Web page code records

· · · · ·

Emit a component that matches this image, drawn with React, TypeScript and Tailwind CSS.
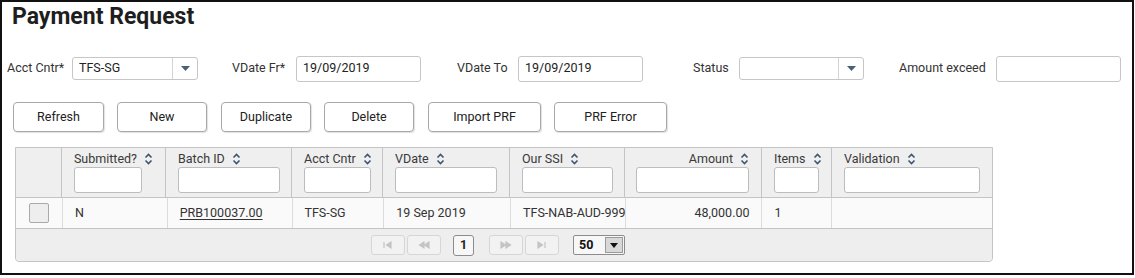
import React from 'react';

const cols = [
  { key: 'chk', label: '', width: 'w-[46px]', input: '' },
  { key: 'sub', label: 'Submitted?', width: 'w-[105px]', input: 'w-[68px]' },
  { key: 'batch', label: 'Batch ID', width: 'w-[126px]', input: 'w-[102px]' },
  { key: 'acct', label: 'Acct Cntr', width: 'w-[91px]', input: 'w-[67px]' },
  { key: 'vdate', label: 'VDate', width: 'w-[127px]', input: 'w-[102px]' },
  { key: 'ssi', label: 'Our SSI', width: 'w-[115px]', input: 'w-[91px]' },
  { key: 'amount', label: 'Amount', width: 'w-[137px]', input: 'w-[113px]', right: true },
  { key: 'items', label: 'Items', width: 'w-[70px]', input: 'w-[45px]' },
  { key: 'valid', label: 'Validation', width: 'w-[161px]', input: 'w-[136px]' },
];

function SortIcon() {
  return (
    <svg width="9" height="12" viewBox="0 0 9 12" fill="none" stroke="#3d5570" strokeWidth="1.6" className="shrink-0">
      <path d="M1.5 4.5L4.5 1.5L7.5 4.5" />
      <path d="M1.5 7.5L4.5 10.5L7.5 7.5" />
    </svg>
  );
}

function DownArrow() {
  return (
    <svg width="9" height="5" viewBox="0 0 9 5">
      <path d="M0 0H9L4.5 5Z" fill="#4a6078" />
    </svg>
  );
}

function FilterSelect({ value, width }: { value: string; width: string }) {
  return (
    <div className={`${width} h-[23px] flex items-stretch rounded-[3px] border border-[#c6c6c6] bg-white`}>
      <div className="flex-1 flex items-center pl-[6px] text-[#222]">{value}</div>
      <div className="w-[25px] border-l border-[#d4d4d4] flex items-center justify-center">
        <DownArrow />
      </div>
    </div>
  );
}

function FilterInput({ value, width }: { value: string; width: string }) {
  return (
    <div className={`${width} h-[26px] flex items-center rounded-[3px] border border-[#c6c6c6] bg-white pl-[6px] text-[#222]`}>
      {value}
    </div>
  );
}

function ActionButton({ label, width }: { label: string; width: string }) {
  return (
    <button className={`${width} h-[30px] rounded-[4px] border border-[#a8a8a8] bg-white text-[12.5px] text-[#222] shadow-[1px_1px_1px_rgba(0,0,0,0.12)]`}>
      {label}
    </button>
  );
}

function PagerButton({ kind }: { kind: 'first' | 'prev' | 'next' | 'last' }) {
  const glyph = {
    first: <><path d="M2 2V8" /><path d="M9 2L4.5 5L9 8Z" fill="#c4c4c4" /></>,
    prev: <><path d="M6 2L1.5 5L6 8Z" fill="#c4c4c4" /><path d="M11 2L6.5 5L11 8Z" fill="#c4c4c4" /></>,
    next: <><path d="M1 2L5.5 5L1 8Z" fill="#c4c4c4" /><path d="M6 2L10.5 5L6 8Z" fill="#c4c4c4" /></>,
    last: <><path d="M2 2L6.5 5L2 8Z" fill="#c4c4c4" /><path d="M9 2V8" /></>,
  }[kind];
  return (
    <div className="w-[34px] h-[20px] rounded-[3px] border border-[#d6d6d6] bg-[#f2f2f2] flex items-center justify-center">
      <svg width="12" height="10" viewBox="0 0 12 10" stroke="#c4c4c4" strokeWidth="1.2">
        {glyph}
      </svg>
    </div>
  );
}

export default function App() {
  return (
    <div className="w-[1134px] h-[275px] border-2 border-[#111] bg-white font-['Roboto',sans-serif] text-[12.5px] text-[#333]">
      {/* Title */}
      <h1 className="pt-[1px] pl-[10px] h-[29px] text-[23px] leading-[27px] font-bold text-[#1e1e1e]">Payment Request</h1>

      {/* Filters */}
      <div className="mt-[24px] h-[27px] flex items-center pl-[5px] whitespace-nowrap">
        <span className="w-[65px]">Acct Cntr*</span>
        <FilterSelect value="TFS-SG" width="w-[126px]" />
        <span className="ml-[34px] w-[64px]">VDate Fr*</span>
        <FilterInput value="19/09/2019" width="w-[125px]" />
        <span className="ml-[36px] w-[61px]">VDate To</span>
        <FilterInput value="19/09/2019" width="w-[125px]" />
        <span className="ml-[50px] w-[46px]">Status</span>
        <FilterSelect value="" width="w-[125px]" />
        <span className="ml-[35px] w-[97px]">Amount exceed</span>
        <FilterInput value="" width="w-[125px]" />
      </div>

      {/* Actions */}
      <div className="mt-[20px] flex items-center pl-[11px]">
        <ActionButton label="Refresh" width="w-[91px]" />
        <div className="ml-[13px]"><ActionButton label="New" width="w-[90px]" /></div>
        <div className="ml-[14px]"><ActionButton label="Duplicate" width="w-[90px]" /></div>
        <div className="ml-[13px]"><ActionButton label="Delete" width="w-[90px]" /></div>
        <div className="ml-[14px]"><ActionButton label="Import PRF" width="w-[113px]" /></div>
        <div className="ml-[13px]"><ActionButton label="PRF Error" width="w-[113px]" /></div>
      </div>

      {/* Grid */}
      <div className="mt-[15px] ml-[13px] w-[978px] border border-[#c4c4c4] rounded-b-[4px]">
        <div className="flex bg-[#efefef] border-b border-[#c4c4c4]">
          {cols.map((c, i) => (
            <div key={c.key} className={`${c.width} ${i > 0 ? 'border-l border-[#c4c4c4]' : ''} pt-[3px] pb-[4px] px-[12px] flex flex-col ${c.right ? 'items-end' : 'items-start'}`}>
              <div className="h-[16px] flex items-center gap-[7px] text-[#3a3a3a] whitespace-nowrap shrink-0">
                {c.label && <span>{c.label}</span>}
                {c.label && <SortIcon />}
              </div>
              {c.input && <div className={`${c.input} h-[26px] rounded-[3px] border border-[#bdbdbd] bg-white`} />}
            </div>
          ))}
        </div>

        <div className="flex h-[31px] bg-[#fafafa] border-b border-[#c4c4c4] whitespace-nowrap">
          <div className="w-[46px] flex items-center justify-center">
            <div className="w-[20px] h-[20px] rounded-[2px] border border-[#a9a9a9] bg-[#eeeeee]" />
          </div>
          <div className="w-[105px] border-l border-[#dcdcdc] flex items-center px-[12px]">N</div>
          <div className="w-[126px] border-l border-[#dcdcdc] flex items-center px-[12px]">
            <span className="underline underline-offset-2">PRB100037.00</span>
          </div>
          <div className="w-[91px] border-l border-[#dcdcdc] flex items-center px-[11px]">TFS-SG</div>
          <div className="w-[127px] border-l border-[#dcdcdc] flex items-center px-[12px]">19 Sep 2019</div>
          <div className="w-[115px] border-l border-[#dcdcdc] flex items-center pl-[12px] overflow-hidden">TFS-NAB-AUD-999</div>
          <div className="w-[137px] border-l border-[#dcdcdc] flex items-center justify-end px-[12px]">48,000.00</div>
          <div className="w-[70px] border-l border-[#dcdcdc] flex items-center px-[12px]">1</div>
          <div className="w-[161px] border-l border-[#dcdcdc]" />
        </div>

        <div className="h-[32px] bg-[#eeeeee] rounded-b-[4px] flex items-center pl-[355px]">
          <PagerButton kind="first" />
          <div className="ml-[2px]"><PagerButton kind="prev" /></div>
          <div className="ml-[12px] w-[21px] h-[21px] rounded-[3px] border border-[#8c8c8c] bg-[#f7f7f7] flex items-center justify-center font-bold text-[#222]">1</div>
          <div className="ml-[15px]"><PagerButton kind="next" /></div>
          <div className="ml-[2px]"><PagerButton kind="last" /></div>
          <div className="ml-[14px] w-[52px] h-[20px] rounded-[2px] border border-[#8c8c8c] bg-[#f7f7f7] flex items-center">
            <span className="pl-[5px] flex-1 font-bold text-[#111]">50</span>
            <div className="w-[18px] h-[16px] mr-[1px] bg-[#d8d8d8] border border-[#9a9a9a] flex items-center justify-center">
              <svg width="8" height="5" viewBox="0 0 8 5"><path d="M0 0H8L4 5Z" fill="#111" /></svg>
            </div>
          </div>
        </div>
      </div>
    </div>
  );
}
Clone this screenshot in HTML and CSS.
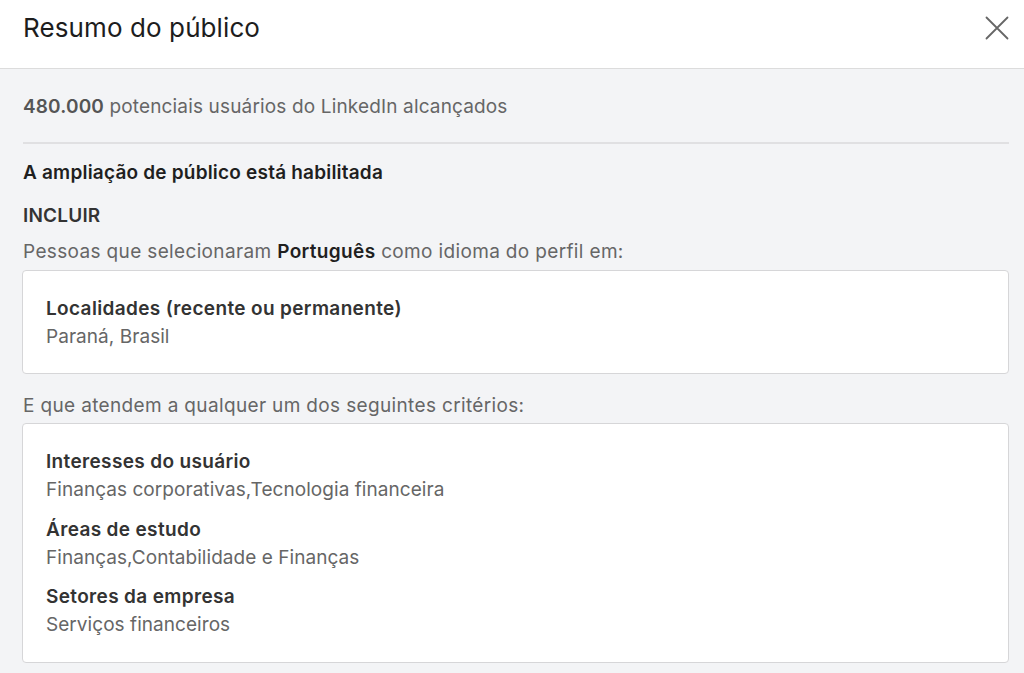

· · · · ·

Your instructions → Leave out the pictures and restate, word for word, the lines from the top of the data through the line containing "import React from 'react';", both included.

Full answer →
Emit a component that matches this image, drawn with React, TypeScript and Tailwind CSS.
import React from 'react';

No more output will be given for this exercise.